_Written problem_: Print the listing as it stands, omitting all images.

_Source excerpt_:
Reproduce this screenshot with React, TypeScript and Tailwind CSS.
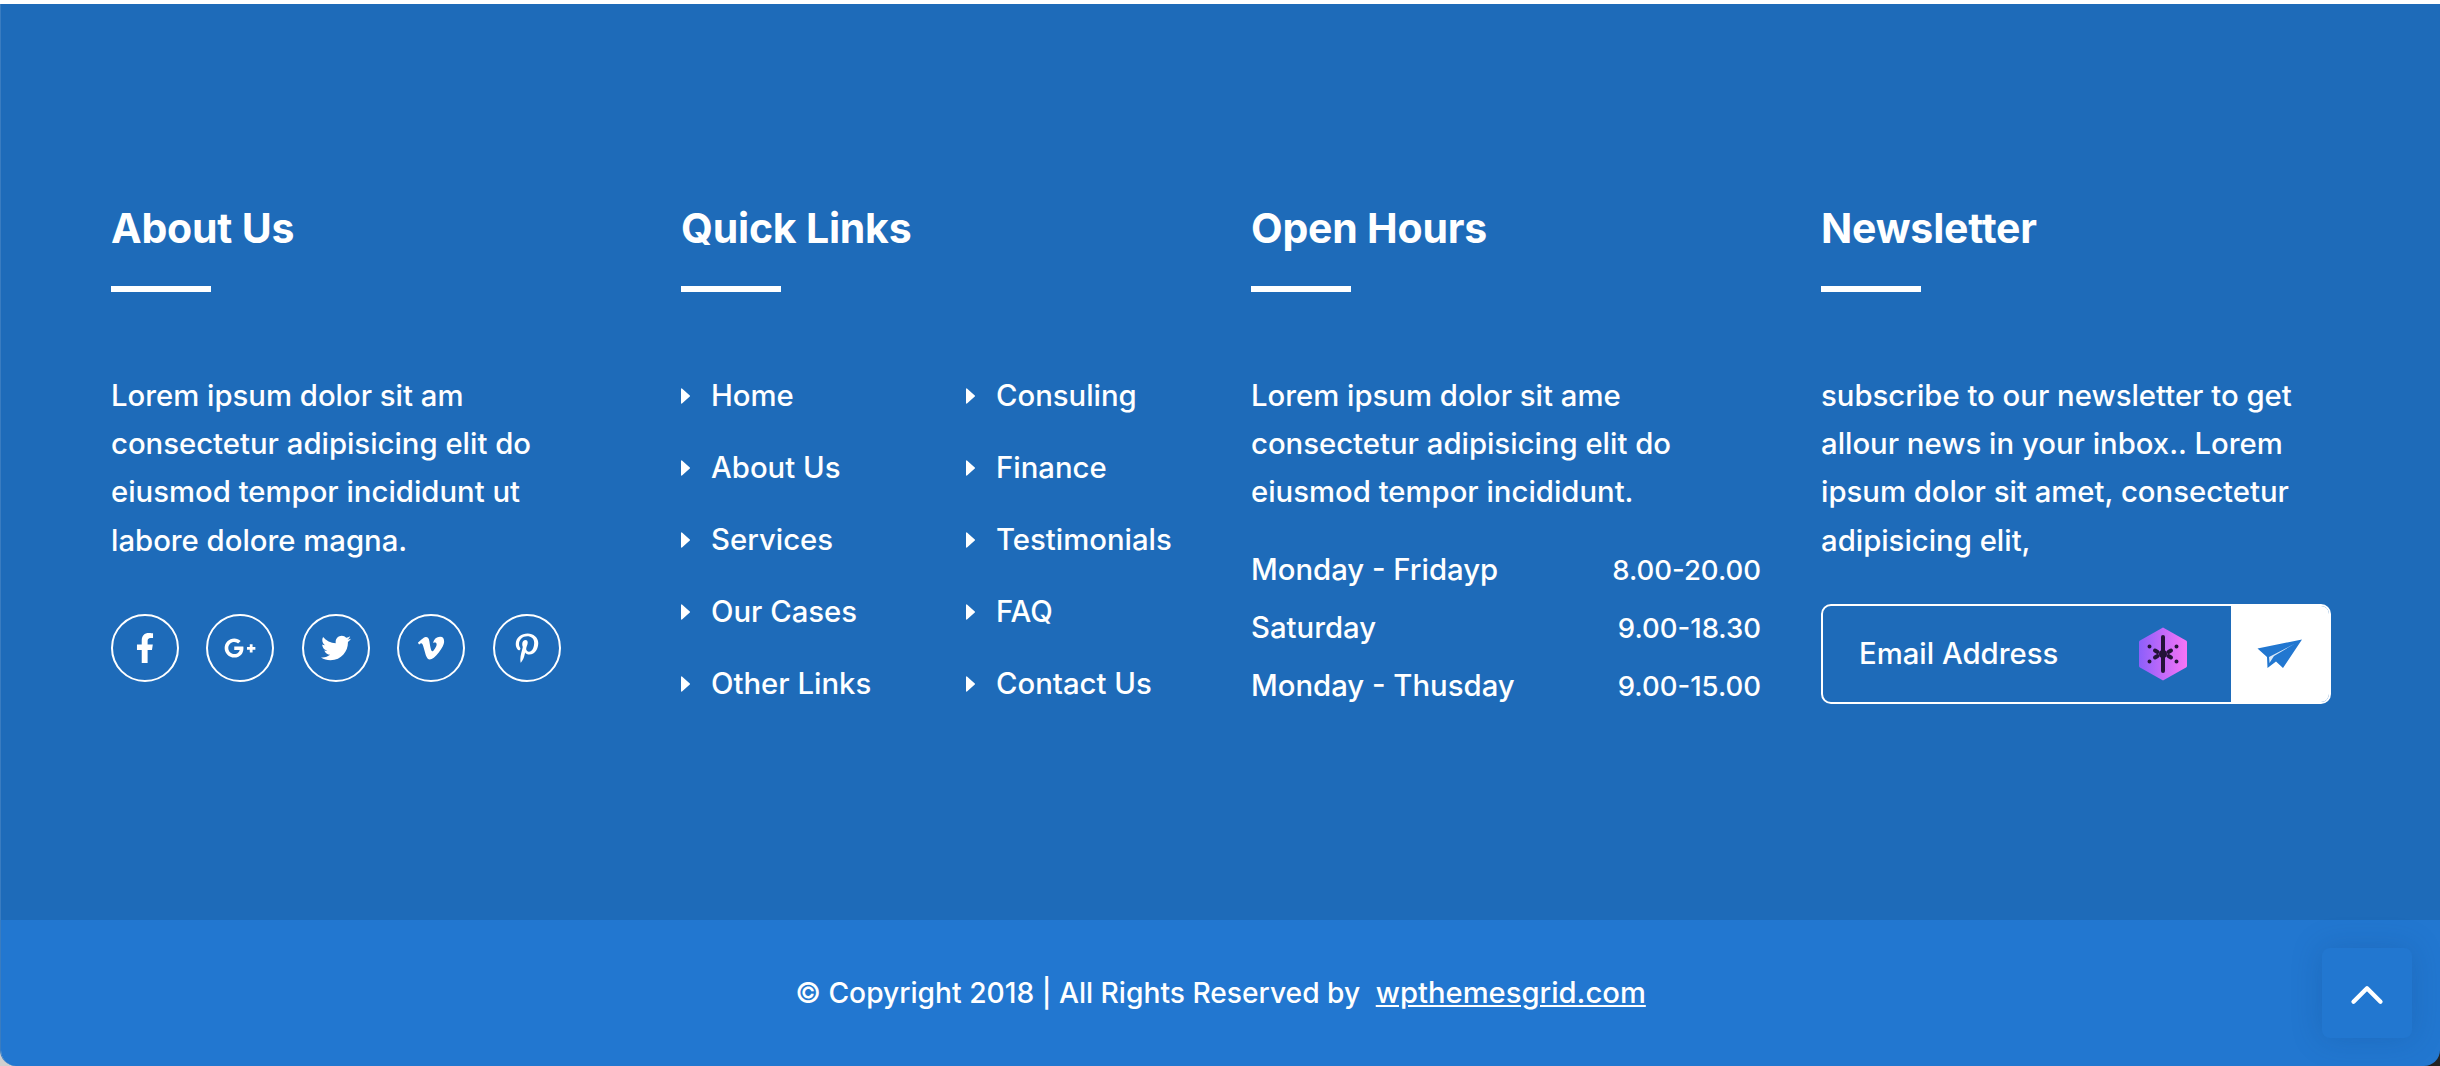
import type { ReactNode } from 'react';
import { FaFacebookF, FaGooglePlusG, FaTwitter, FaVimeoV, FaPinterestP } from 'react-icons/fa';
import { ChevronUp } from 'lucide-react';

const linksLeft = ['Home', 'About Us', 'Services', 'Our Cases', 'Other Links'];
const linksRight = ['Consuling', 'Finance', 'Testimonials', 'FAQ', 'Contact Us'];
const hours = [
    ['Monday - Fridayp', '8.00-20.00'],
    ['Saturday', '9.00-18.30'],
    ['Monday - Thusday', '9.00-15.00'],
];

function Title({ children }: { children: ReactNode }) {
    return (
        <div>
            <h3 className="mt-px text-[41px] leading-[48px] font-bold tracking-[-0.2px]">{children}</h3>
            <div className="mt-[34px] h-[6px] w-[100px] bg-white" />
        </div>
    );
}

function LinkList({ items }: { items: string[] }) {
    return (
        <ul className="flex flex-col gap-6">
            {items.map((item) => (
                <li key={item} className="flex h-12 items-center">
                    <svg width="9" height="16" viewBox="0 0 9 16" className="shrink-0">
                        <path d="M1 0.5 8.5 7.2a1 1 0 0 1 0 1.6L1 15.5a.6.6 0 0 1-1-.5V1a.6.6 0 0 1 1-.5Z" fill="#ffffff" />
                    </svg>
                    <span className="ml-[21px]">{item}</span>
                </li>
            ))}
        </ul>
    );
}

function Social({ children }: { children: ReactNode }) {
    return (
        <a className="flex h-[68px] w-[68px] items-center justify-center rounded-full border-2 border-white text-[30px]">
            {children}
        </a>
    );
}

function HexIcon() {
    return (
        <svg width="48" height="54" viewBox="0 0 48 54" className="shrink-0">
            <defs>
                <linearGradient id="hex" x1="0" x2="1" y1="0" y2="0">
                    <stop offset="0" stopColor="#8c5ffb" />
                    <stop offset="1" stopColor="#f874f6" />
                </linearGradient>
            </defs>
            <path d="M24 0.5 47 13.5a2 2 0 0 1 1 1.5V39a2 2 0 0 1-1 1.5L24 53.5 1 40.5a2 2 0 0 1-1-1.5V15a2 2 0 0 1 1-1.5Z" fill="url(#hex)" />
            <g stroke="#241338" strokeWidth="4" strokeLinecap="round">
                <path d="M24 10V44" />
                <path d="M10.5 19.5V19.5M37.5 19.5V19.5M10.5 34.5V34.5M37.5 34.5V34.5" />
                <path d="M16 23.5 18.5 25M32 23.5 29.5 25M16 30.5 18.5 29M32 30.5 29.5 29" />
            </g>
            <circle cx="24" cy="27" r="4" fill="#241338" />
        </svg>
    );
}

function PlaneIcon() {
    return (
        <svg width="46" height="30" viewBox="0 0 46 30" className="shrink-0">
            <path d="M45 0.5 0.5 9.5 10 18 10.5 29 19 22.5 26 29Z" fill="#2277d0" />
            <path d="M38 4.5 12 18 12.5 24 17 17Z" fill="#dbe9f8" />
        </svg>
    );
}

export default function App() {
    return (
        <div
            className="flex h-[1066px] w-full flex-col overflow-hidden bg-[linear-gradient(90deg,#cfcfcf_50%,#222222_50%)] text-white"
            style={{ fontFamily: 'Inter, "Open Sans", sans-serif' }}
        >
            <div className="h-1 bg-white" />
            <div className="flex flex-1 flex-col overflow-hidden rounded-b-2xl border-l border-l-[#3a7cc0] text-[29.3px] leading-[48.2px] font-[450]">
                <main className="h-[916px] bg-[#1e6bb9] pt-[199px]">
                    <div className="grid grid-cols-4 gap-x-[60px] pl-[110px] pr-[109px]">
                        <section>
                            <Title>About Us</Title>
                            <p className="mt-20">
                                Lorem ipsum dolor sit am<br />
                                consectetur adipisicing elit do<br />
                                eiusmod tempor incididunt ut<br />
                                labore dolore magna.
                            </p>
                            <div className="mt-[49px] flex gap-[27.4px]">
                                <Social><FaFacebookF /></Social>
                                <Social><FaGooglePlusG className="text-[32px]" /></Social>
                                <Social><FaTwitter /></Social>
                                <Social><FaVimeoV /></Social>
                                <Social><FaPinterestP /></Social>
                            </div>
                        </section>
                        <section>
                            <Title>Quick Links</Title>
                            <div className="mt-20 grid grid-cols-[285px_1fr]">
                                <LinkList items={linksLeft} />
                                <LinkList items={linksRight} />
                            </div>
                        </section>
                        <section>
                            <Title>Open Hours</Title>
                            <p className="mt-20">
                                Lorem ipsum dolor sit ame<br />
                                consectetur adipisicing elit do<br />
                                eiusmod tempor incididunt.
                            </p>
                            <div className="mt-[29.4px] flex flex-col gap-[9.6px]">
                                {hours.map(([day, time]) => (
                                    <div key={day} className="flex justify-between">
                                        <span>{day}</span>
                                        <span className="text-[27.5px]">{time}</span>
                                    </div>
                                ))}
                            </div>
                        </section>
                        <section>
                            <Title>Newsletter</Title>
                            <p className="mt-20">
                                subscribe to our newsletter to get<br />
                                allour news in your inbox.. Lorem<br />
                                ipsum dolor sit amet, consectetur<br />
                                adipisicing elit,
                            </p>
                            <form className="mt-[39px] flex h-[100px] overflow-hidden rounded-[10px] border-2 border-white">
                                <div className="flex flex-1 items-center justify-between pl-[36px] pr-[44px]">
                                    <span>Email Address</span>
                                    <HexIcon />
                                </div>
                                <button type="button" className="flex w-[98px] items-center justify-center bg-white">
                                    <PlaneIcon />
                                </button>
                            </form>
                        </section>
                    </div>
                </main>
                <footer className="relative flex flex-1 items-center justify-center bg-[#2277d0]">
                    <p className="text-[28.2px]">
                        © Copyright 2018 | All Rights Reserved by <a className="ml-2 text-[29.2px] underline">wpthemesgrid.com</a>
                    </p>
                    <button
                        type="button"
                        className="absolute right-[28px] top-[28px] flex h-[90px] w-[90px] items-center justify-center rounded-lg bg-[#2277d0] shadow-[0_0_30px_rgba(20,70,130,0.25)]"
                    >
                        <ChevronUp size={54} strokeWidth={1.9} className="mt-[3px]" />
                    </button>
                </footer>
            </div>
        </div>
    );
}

_Solved exercise_:
Reproduce this screenshot with React, TypeScript and Tailwind CSS.
import type { ReactNode } from 'react';
import { FaFacebookF, FaGooglePlusG, FaTwitter, FaVimeoV, FaPinterestP } from 'react-icons/fa';
import { ChevronUp } from 'lucide-react';

const linksLeft = ['Home', 'About Us', 'Services', 'Our Cases', 'Other Links'];
const linksRight = ['Consuling', 'Finance', 'Testimonials', 'FAQ', 'Contact Us'];
const hours = [
    ['Monday - Fridayp', '8.00-20.00'],
    ['Saturday', '9.00-18.30'],
    ['Monday - Thusday', '9.00-15.00'],
];

function Title({ children }: { children: ReactNode }) {
    return (
        <div>
            <h3 className="mt-px text-[41px] leading-[48px] font-bold tracking-[-0.2px]">{children}</h3>
            <div className="mt-[34px] h-[6px] w-[100px] bg-white" />
        </div>
    );
}

function LinkList({ items }: { items: string[] }) {
    return (
        <ul className="flex flex-col gap-6">
            {items.map((item) => (
                <li key={item} className="flex h-12 items-center">
                    <svg width="9" height="16" viewBox="0 0 9 16" className="shrink-0">
                        <path d="M1 0.5 8.5 7.2a1 1 0 0 1 0 1.6L1 15.5a.6.6 0 0 1-1-.5V1a.6.6 0 0 1 1-.5Z" fill="#ffffff" />
                    </svg>
                    <span className="ml-[21px]">{item}</span>
                </li>
            ))}
        </ul>
    );
}

function Social({ children }: { children: ReactNode }) {
    return (
        <a className="flex h-[68px] w-[68px] items-center justify-center rounded-full border-2 border-white text-[30px]">
            {children}
        </a>
    );
}

function HexIcon() {
    return (
        <svg width="48" height="54" viewBox="0 0 48 54" className="shrink-0">
            <defs>
                <linearGradient id="hex" x1="0" x2="1" y1="0" y2="0">
                    <stop offset="0" stopColor="#8c5ffb" />
                    <stop offset="1" stopColor="#f874f6" />
                </linearGradient>
            </defs>
            <path d="M24 0.5 47 13.5a2 2 0 0 1 1 1.5V39a2 2 0 0 1-1 1.5L24 53.5 1 40.5a2 2 0 0 1-1-1.5V15a2 2 0 0 1 1-1.5Z" fill="url(#hex)" />
            <g stroke="#241338" strokeWidth="4" strokeLinecap="round">
                <path d="M24 10V44" />
                <path d="M10.5 19.5V19.5M37.5 19.5V19.5M10.5 34.5V34.5M37.5 34.5V34.5" />
                <path d="M16 23.5 18.5 25M32 23.5 29.5 25M16 30.5 18.5 29M32 30.5 29.5 29" />
            </g>
            <circle cx="24" cy="27" r="4" fill="#241338" />
        </svg>
    );
}

function PlaneIcon() {
    return (
        <svg width="46" height="30" viewBox="0 0 46 30" className="shrink-0">
            <path d="M45 0.5 0.5 9.5 10 18 10.5 29 19 22.5 26 29Z" fill="#2277d0" />
            <path d="M38 4.5 12 18 12.5 24 17 17Z" fill="#dbe9f8" />
        </svg>
    );
}

export default function App() {
    return (
        <div
            className="flex h-[1066px] w-full flex-col overflow-hidden bg-[linear-gradient(90deg,#cfcfcf_50%,#222222_50%)] text-white"
            style={{ fontFamily: 'Inter, "Open Sans", sans-serif' }}
        >
            <div className="h-1 bg-white" />
            <div className="flex flex-1 flex-col overflow-hidden rounded-b-2xl border-l border-l-[#3a7cc0] text-[29.3px] leading-[48.2px] font-[450]">
                <main className="h-[916px] bg-[#1e6bb9] pt-[199px]">
                    <div className="grid grid-cols-4 gap-x-[60px] pl-[110px] pr-[109px]">
                        <section>
                            <Title>About Us</Title>
                            <p className="mt-20">
                                Lorem ipsum dolor sit am<br />
                                consectetur adipisicing elit do<br />
                                eiusmod tempor incididunt ut<br />
                                labore dolore magna.
                            </p>
                            <div className="mt-[49px] flex gap-[27.4px]">
                                <Social><FaFacebookF /></Social>
                                <Social><FaGooglePlusG className="text-[32px]" /></Social>
                                <Social><FaTwitter /></Social>
                                <Social><FaVimeoV /></Social>
                                <Social><FaPinterestP /></Social>
                            </div>
                        </section>
                        <section>
                            <Title>Quick Links</Title>
                            <div className="mt-20 grid grid-cols-[285px_1fr]">
                                <LinkList items={linksLeft} />
                                <LinkList items={linksRight} />
                            </div>
                        </section>
                        <section>
                            <Title>Open Hours</Title>
                            <p className="mt-20">
                                Lorem ipsum dolor sit ame<br />
                                consectetur adipisicing elit do<br />
                                eiusmod tempor incididunt.
                            </p>
                            <div className="mt-[29.4px] flex flex-col gap-[9.6px]">
                                {hours.map(([day, time]) => (
                                    <div key={day} className="flex justify-between">
                                        <span>{day}</span>
                                        <span className="text-[27.5px]">{time}</span>
                                    </div>
                                ))}
                            </div>
                        </section>
                        <section>
                            <Title>Newsletter</Title>
                            <p className="mt-20">
                                subscribe to our newsletter to get<br />
                                allour news in your inbox.. Lorem<br />
                                ipsum dolor sit amet, consectetur<br />
                                adipisicing elit,
                            </p>
                            <form className="mt-[39px] flex h-[100px] overflow-hidden rounded-[10px] border-2 border-white">
                                <div className="flex flex-1 items-center justify-between pl-[36px] pr-[44px]">
                                    <span>Email Address</span>
                                    <HexIcon />
                                </div>
                                <button type="button" className="flex w-[98px] items-center justify-center bg-white">
                                    <PlaneIcon />
                                </button>
                            </form>
                        </section>
                    </div>
                </main>
                <footer className="relative flex flex-1 items-center justify-center bg-[#2277d0]">
                    <p className="text-[28.2px]">
                        © Copyright 2018 | All Rights Reserved by <a className="ml-2 text-[29.2px] underline">wpthemesgrid.com</a>
                    </p>
                    <button
                        type="button"
                        className="absolute right-[28px] top-[28px] flex h-[90px] w-[90px] items-center justify-center rounded-lg bg-[#2277d0] shadow-[0_0_30px_rgba(20,70,130,0.25)]"
                    >
                        <ChevronUp size={54} strokeWidth={1.9} className="mt-[3px]" />
                    </button>
                </footer>
            </div>
        </div>
    );
}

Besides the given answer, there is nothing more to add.